Dreary international break
It’s been something of drab start to the season and now before we’ve even got going we’ve got this thoroughly miserable international football break. I mean, who on the planet has any interest in international football following a summer of very poor international FIFA flummory? Can we not get something of a break, for god’s sake?
But as a I write this I realise such cries are plaintiff and will have little or no effect than to add to the small snowball of fatigue that is growing in size within the ranks of English fans. Excuse the poor imagery but those with their eyes and ears open will have felt the counter-insurgency start to grow as ordinary folk start to gag on yet another over-hyped Premier League offering. Notice the many spare seats at places like Villa Park, Ewood Park, and the DW Stadium. Not new you say. Well, this is the start of the season and I would also say generally discontent starts at the fringes.
I was on the training ground of a Premiership club this week, the name of which I can’t mention, but as I waited bloody ages for the manager to get off his dooberrie and come for lunch, it was remarkable to witness the meanderings of the gods, as the over-paid players horsed around like any other football team, took the piss out of the old security guard and then left in vehicles of the quality not normally available to most of us. It was veritably a millionaires club although more Costa Del Sol than Cape Cod. I caught myself saying almost unconsciously ‘enjoy it while it lasts, lads’.
Now, I’m no harbinger of doom but you do feel the guardians of the game…the fans are starting to feel not a little queasy. Afterall, what is football for a fan? It’s camaraderie amongst friends and family, it’s community identity, it’s collective experiences, it’s ostensibly local soap-opera but real, and certainly it is history, tradition and local pride. What it certainly is not is wealthy foreign owners paying a football mercenary £200,000 a week to kick a ball around for a club he doesn’t give a flying burrito about.

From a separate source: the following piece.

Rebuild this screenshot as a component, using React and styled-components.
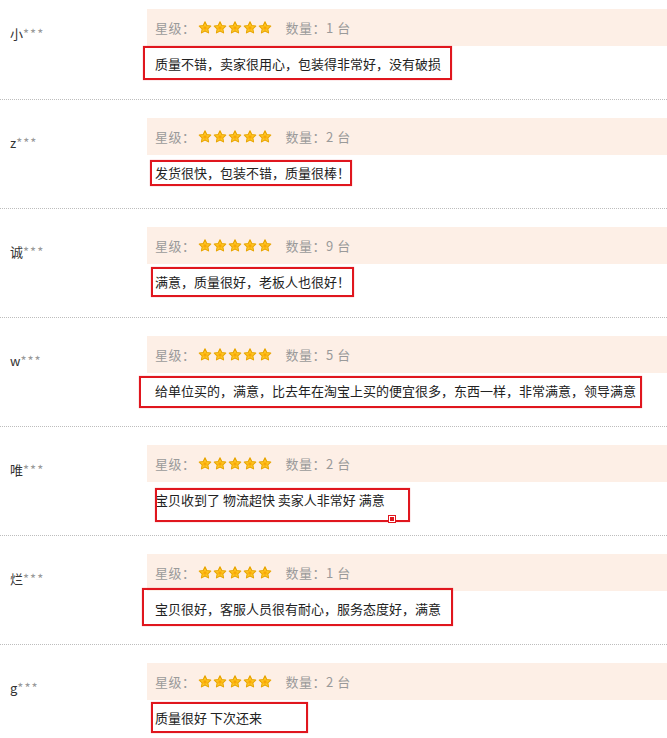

And there’s the rub. At some point these world’s are going to rip asunder because increasingly one side, the fans and their motivations, have absolutely nothing to do with the other – the greed of the Premier League. But it’s a global game, I hear you shout. No it’s not, I reply. If the men and women of Birmingham, Liverpool, Blackburn, Wigan, etc don’t turn up to watch then you’ve got televised park football. And there’s nowt global about that.
It’s always worth remembering that like the bankers, the fat-cat Dave Richards’ of the Premier League don’t have a clue what’s happening in the real world. They’re just milking it for all it’s worth with the usual human naivety that the good times will last forever. Those of us in the cheap seats know this isn’t true, as generally we’re paying for it. So we watch and wait, for, as the oil industry rather quaintly terms, the tipping point.
But I digress. I’m certainly no Nostradamus. Let us see how the season and the atmosphere progresses….
And as for my time on the training ground this week, well, it was pretty boring. I managed to drag said manager off for a chat and some lunch but because it was before the transfer window had closed, I might as well not have bothered. He spent the entire time on his gooseberrie to the club secretary ranting about the demands of, and I quote, ‘no-mark, one-footed, journeyman, tosser footballers who think we’re gonna pay them a fortune for sitting on the bench’.
Needless to say, officially, the club were happy with the current squad.
Anyway, toodle-pip and I hope you all enjoy the international football. As for me, I’m off to Spain for a short break and a bit of beach footie with Terry Tappin and the wives.